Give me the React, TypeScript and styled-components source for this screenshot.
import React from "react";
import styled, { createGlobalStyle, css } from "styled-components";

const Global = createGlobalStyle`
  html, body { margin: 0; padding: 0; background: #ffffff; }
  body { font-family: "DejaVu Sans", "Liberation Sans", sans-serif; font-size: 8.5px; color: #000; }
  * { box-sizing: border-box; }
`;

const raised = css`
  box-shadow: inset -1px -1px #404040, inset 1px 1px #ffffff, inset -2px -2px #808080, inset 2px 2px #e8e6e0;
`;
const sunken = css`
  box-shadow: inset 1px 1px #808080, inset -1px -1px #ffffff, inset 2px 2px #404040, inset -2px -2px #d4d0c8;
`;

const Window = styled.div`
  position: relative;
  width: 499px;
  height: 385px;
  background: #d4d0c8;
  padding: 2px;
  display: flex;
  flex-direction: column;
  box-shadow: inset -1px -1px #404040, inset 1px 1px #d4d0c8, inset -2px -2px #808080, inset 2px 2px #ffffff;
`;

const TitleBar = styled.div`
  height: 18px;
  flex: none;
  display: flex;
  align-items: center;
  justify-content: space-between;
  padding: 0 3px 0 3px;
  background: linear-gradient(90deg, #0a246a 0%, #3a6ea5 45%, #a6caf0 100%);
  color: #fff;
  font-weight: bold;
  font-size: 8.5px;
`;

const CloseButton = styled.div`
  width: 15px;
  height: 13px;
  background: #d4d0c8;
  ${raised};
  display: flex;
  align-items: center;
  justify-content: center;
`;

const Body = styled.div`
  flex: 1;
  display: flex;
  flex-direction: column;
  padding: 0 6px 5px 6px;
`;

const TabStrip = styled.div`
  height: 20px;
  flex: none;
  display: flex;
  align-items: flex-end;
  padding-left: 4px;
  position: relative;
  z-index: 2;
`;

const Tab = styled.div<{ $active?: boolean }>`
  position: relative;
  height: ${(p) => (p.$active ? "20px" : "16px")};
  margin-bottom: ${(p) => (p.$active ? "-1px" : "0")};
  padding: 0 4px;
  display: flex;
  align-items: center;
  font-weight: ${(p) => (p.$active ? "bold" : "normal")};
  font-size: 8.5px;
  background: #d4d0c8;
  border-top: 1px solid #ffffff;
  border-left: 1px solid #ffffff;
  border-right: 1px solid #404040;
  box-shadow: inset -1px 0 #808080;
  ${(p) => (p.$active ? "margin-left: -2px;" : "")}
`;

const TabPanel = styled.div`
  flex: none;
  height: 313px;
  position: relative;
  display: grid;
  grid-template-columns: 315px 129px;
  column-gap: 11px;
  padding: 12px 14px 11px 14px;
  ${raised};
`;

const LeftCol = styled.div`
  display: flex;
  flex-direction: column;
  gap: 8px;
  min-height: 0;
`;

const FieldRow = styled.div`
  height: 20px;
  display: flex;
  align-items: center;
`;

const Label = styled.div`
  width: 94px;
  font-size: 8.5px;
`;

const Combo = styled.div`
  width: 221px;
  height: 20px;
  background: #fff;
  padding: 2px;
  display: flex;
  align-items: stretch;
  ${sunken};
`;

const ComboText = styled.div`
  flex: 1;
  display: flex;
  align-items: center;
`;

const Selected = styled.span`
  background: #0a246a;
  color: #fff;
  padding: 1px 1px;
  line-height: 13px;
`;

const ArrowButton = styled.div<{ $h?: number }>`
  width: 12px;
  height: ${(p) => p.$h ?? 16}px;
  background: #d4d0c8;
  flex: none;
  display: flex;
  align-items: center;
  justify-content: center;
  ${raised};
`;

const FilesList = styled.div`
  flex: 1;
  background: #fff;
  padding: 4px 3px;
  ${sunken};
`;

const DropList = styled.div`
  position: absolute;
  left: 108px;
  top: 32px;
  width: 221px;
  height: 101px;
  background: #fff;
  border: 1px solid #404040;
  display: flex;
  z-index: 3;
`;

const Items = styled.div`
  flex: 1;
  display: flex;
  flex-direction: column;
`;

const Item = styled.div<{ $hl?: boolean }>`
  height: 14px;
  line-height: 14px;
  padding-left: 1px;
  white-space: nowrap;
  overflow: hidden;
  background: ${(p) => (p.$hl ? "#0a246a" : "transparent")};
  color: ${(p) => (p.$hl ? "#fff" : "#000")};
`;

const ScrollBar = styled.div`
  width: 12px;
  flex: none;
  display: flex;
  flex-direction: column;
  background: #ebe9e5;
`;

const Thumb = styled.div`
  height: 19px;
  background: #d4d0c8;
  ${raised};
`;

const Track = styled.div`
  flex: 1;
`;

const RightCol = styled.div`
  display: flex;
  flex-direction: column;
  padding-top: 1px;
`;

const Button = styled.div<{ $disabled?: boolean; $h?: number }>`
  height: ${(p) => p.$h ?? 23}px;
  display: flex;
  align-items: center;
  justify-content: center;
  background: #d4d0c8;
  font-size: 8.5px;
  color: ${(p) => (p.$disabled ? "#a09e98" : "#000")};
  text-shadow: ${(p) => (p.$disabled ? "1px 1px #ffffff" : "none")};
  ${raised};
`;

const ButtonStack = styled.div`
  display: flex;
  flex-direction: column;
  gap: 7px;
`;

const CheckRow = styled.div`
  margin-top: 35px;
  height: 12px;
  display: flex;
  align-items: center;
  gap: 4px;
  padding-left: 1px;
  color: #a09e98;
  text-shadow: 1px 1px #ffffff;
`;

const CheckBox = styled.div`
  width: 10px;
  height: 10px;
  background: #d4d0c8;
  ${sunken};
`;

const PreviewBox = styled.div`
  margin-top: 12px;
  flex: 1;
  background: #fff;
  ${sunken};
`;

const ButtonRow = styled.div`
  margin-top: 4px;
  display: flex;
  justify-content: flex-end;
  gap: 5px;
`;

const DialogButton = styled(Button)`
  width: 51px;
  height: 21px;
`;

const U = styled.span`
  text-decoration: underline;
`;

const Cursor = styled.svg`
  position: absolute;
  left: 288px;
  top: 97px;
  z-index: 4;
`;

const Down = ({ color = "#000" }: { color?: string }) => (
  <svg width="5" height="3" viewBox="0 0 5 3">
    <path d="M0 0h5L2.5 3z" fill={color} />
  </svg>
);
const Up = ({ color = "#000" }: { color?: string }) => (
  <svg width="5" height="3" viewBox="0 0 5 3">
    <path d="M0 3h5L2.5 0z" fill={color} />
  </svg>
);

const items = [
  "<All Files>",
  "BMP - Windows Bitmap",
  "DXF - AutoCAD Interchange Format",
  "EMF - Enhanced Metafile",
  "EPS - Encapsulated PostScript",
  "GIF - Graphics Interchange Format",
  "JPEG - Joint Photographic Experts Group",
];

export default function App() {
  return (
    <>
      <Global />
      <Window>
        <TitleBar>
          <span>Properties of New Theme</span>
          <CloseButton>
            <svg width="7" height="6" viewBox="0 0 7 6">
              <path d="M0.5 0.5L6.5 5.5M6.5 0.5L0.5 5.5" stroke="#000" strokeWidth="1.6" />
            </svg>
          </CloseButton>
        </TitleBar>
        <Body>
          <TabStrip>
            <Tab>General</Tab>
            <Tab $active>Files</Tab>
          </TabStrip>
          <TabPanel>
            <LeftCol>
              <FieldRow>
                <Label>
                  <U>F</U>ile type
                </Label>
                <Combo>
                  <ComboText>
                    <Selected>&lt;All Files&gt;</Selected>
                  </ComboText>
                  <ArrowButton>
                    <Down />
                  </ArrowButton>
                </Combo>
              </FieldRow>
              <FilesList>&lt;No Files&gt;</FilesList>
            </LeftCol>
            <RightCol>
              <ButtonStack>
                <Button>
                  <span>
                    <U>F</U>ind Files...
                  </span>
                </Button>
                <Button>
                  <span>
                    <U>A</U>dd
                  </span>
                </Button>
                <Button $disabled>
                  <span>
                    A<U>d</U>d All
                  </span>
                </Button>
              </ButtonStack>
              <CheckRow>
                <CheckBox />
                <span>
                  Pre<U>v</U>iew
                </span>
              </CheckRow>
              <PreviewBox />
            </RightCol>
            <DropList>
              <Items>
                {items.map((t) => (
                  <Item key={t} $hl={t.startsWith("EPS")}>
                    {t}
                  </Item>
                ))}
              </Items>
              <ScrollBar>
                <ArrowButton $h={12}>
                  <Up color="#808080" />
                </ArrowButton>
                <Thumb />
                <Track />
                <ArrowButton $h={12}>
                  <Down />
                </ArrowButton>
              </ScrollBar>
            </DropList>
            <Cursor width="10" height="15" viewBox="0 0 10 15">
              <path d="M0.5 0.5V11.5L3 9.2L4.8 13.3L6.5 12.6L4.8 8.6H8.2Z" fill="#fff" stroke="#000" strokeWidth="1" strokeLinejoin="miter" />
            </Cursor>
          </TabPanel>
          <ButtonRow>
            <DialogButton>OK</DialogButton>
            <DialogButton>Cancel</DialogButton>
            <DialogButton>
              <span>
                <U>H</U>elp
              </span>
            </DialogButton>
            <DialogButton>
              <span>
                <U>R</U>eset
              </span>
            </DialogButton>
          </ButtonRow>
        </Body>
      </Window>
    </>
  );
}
---
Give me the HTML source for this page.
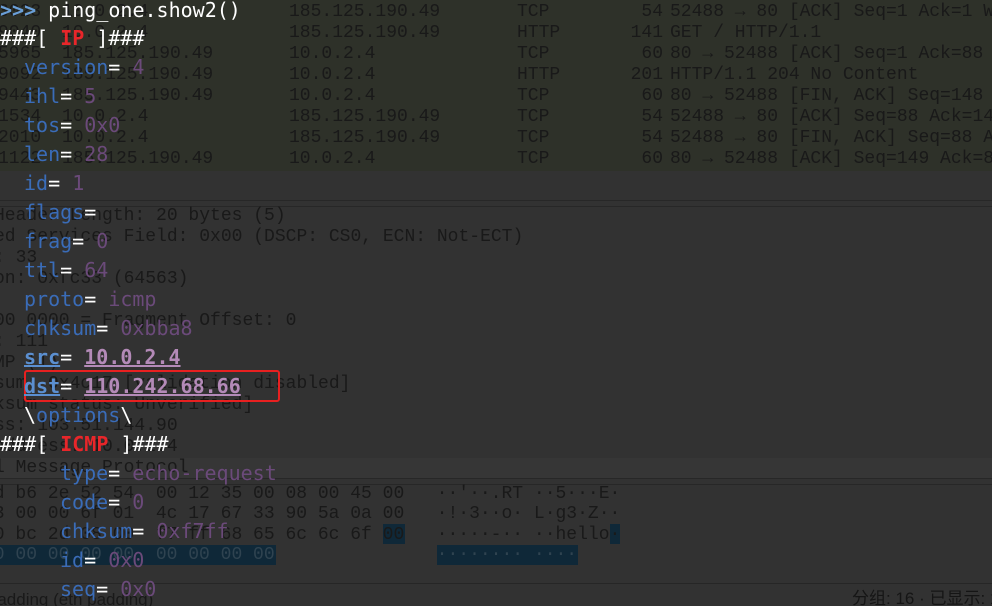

:: EXERCISE DESCRIPTION ::
Count each line where the string "React" occurs, and write only the number.

:: RESPONSE TO THIS TASK ::
2